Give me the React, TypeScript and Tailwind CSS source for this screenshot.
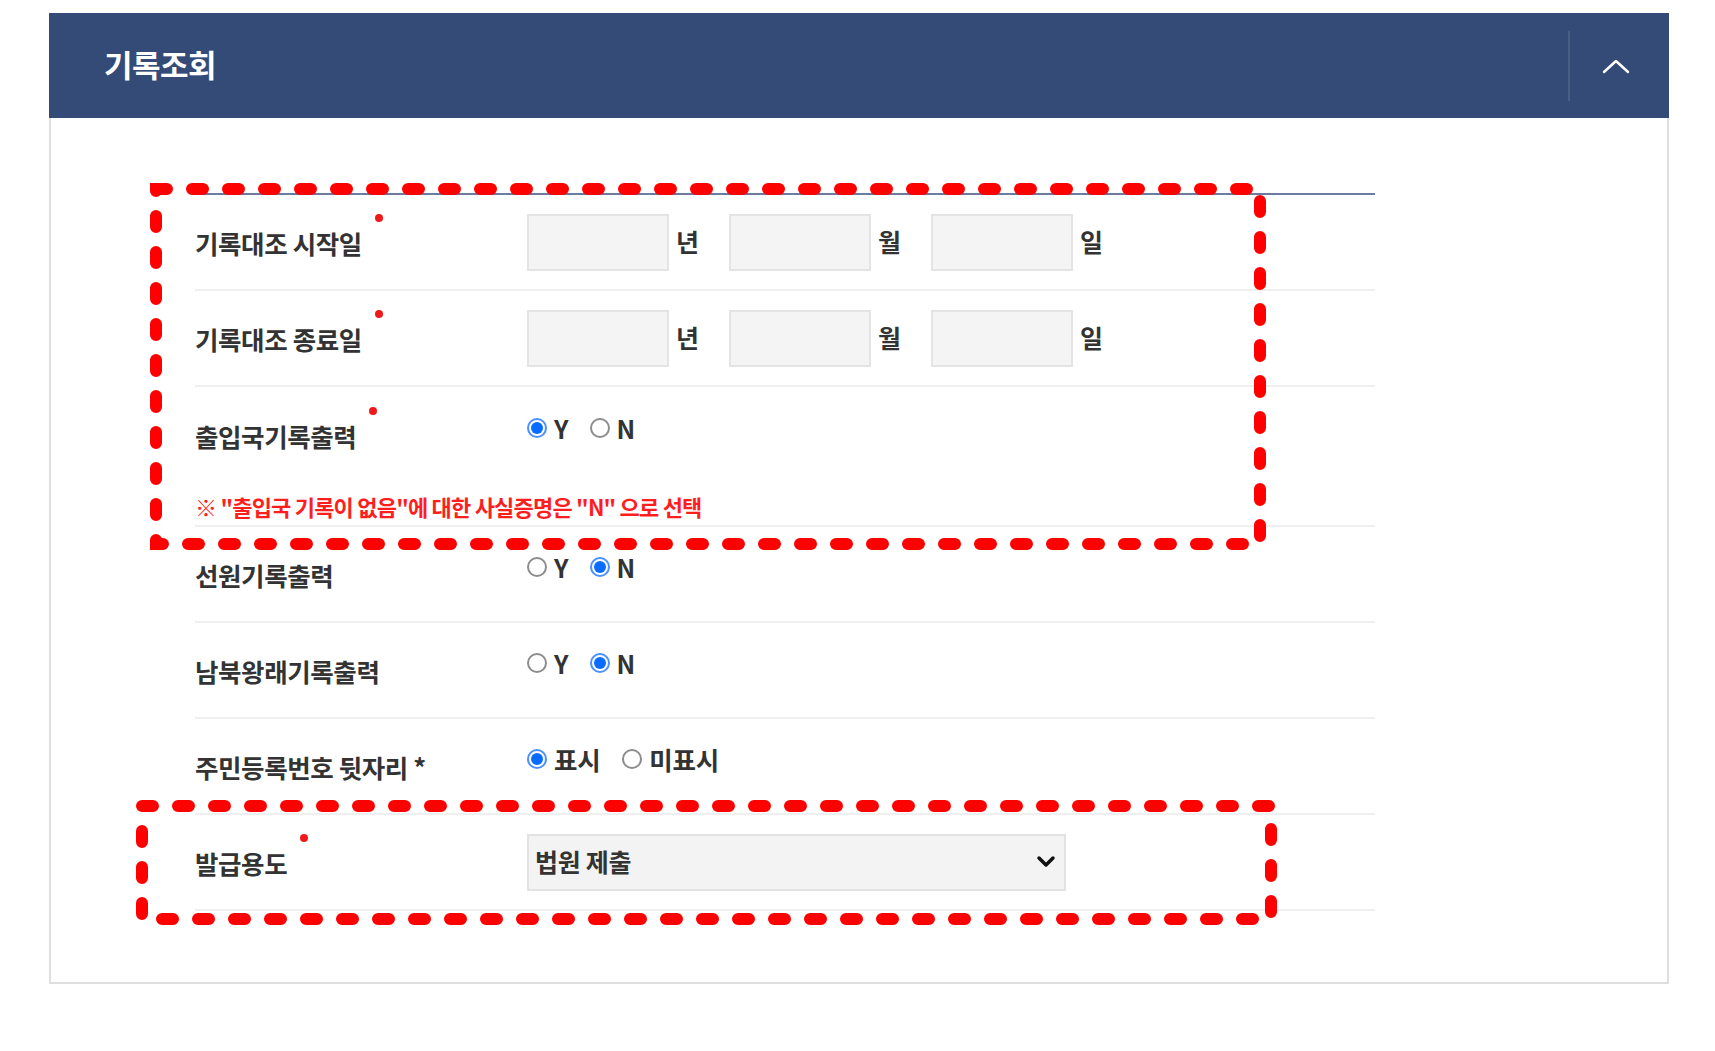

= = =

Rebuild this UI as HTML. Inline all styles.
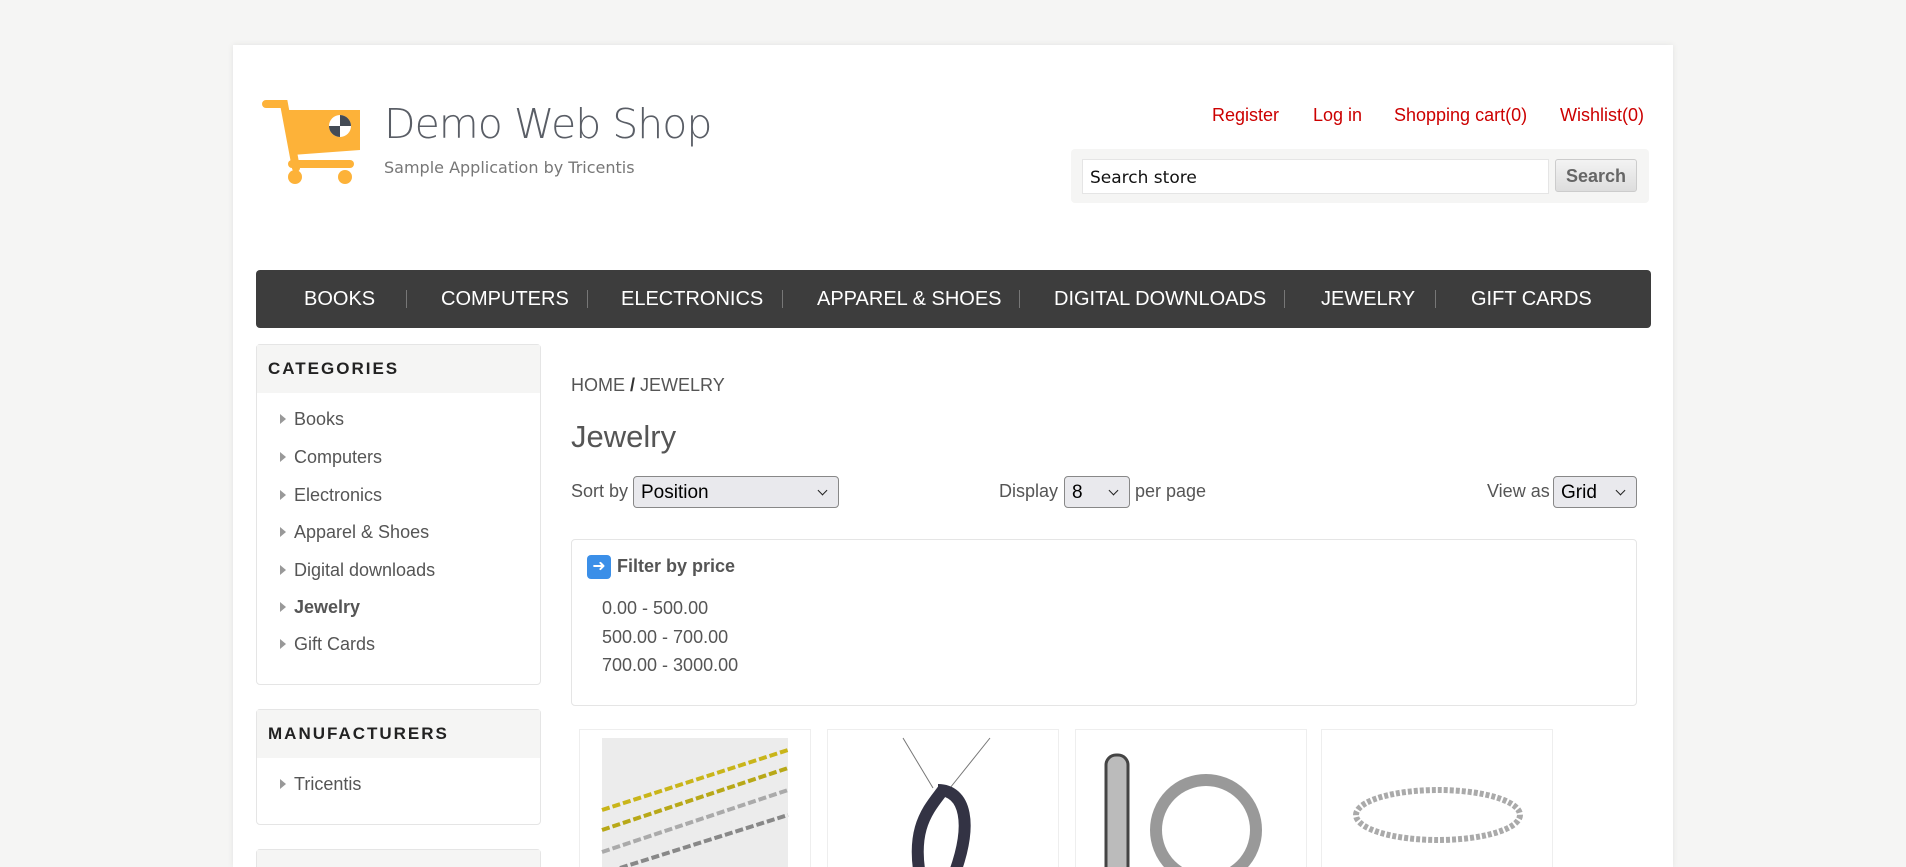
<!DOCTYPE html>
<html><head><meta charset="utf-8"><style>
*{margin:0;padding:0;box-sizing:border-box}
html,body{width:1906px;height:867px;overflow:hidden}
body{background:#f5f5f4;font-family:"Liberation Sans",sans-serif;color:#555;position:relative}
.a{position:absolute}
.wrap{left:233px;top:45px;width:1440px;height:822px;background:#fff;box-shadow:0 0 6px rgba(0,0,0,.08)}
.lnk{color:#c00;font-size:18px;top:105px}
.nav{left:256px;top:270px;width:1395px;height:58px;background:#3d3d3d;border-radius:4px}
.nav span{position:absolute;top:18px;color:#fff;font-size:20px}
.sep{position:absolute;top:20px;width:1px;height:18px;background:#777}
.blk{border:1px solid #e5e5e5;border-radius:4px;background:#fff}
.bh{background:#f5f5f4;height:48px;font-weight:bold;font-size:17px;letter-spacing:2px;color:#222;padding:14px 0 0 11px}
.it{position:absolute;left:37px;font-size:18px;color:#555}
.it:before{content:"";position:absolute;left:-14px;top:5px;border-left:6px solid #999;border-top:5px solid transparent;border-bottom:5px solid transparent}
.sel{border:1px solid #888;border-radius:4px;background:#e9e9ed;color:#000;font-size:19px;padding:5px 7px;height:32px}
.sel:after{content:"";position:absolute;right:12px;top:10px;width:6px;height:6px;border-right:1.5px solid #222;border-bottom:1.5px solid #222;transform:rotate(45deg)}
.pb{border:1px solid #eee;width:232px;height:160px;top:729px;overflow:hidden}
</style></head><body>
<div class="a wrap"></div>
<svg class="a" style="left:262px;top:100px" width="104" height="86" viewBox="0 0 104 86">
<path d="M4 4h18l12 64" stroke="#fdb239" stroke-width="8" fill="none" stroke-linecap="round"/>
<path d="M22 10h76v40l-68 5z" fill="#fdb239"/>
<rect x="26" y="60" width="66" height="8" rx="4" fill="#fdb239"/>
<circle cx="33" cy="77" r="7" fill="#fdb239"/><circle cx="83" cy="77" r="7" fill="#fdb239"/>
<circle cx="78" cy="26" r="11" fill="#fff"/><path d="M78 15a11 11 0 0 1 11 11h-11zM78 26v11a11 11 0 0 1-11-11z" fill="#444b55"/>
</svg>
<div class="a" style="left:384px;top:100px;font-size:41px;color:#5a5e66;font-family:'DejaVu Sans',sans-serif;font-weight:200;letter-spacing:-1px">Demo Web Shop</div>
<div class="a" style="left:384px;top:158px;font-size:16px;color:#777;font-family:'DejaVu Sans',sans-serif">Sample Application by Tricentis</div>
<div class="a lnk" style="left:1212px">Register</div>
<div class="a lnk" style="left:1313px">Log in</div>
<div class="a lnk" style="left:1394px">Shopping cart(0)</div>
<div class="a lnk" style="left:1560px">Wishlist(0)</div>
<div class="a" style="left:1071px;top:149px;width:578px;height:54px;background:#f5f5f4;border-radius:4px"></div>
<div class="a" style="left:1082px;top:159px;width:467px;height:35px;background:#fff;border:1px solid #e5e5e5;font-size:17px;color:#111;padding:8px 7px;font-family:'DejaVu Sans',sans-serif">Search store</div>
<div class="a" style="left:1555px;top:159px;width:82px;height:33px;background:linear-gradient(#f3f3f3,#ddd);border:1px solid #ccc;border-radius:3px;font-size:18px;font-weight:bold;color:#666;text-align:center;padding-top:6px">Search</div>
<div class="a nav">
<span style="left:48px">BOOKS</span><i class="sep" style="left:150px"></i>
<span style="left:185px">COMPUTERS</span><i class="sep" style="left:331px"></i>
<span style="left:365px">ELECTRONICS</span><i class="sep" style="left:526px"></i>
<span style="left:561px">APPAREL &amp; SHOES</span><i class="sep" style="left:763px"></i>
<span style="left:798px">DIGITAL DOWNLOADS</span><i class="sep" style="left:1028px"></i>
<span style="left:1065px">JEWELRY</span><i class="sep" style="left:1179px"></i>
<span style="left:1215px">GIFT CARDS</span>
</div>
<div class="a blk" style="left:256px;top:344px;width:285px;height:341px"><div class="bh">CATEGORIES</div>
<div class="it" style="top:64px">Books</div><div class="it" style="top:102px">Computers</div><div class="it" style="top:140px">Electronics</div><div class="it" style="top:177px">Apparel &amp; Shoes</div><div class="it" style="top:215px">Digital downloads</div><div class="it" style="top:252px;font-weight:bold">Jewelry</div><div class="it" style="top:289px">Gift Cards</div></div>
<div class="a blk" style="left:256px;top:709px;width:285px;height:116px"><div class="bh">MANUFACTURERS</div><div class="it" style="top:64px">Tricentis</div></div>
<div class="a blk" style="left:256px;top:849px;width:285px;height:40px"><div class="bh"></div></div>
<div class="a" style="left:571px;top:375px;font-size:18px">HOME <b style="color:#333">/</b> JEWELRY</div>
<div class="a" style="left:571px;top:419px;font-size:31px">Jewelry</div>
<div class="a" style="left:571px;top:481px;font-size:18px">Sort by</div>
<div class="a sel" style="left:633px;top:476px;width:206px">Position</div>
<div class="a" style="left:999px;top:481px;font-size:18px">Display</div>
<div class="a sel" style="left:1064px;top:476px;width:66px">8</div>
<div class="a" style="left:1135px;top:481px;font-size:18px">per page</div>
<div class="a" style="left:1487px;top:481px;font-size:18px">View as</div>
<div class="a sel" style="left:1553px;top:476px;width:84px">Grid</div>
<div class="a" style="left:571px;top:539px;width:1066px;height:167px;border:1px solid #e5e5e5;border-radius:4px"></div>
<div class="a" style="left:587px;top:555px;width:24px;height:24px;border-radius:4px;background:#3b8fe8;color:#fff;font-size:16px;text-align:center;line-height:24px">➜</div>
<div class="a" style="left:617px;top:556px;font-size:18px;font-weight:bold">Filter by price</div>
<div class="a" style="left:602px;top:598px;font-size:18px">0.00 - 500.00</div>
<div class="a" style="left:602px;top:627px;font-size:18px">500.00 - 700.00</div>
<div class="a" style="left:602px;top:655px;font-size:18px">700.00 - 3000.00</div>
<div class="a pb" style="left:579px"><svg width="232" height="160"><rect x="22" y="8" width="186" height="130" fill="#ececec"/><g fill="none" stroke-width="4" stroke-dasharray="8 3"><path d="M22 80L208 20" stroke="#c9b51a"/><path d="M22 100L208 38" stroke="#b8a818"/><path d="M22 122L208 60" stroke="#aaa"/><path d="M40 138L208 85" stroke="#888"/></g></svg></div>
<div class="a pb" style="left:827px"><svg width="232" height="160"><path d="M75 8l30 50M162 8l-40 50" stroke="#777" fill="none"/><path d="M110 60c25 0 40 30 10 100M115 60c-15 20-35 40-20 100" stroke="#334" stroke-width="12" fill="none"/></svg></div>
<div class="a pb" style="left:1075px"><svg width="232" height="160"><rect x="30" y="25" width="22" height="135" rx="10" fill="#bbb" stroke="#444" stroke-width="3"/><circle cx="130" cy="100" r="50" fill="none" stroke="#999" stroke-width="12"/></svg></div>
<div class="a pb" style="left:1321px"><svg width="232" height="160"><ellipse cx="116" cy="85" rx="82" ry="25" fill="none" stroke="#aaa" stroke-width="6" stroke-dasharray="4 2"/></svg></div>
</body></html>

= = =

Pick out each line above that includes "this" and show it.

◆ Final result ◆
Give me the React, TypeScript and Tailwind CSS source for this screenshot.
Rebuild this UI as HTML. Inline all styles.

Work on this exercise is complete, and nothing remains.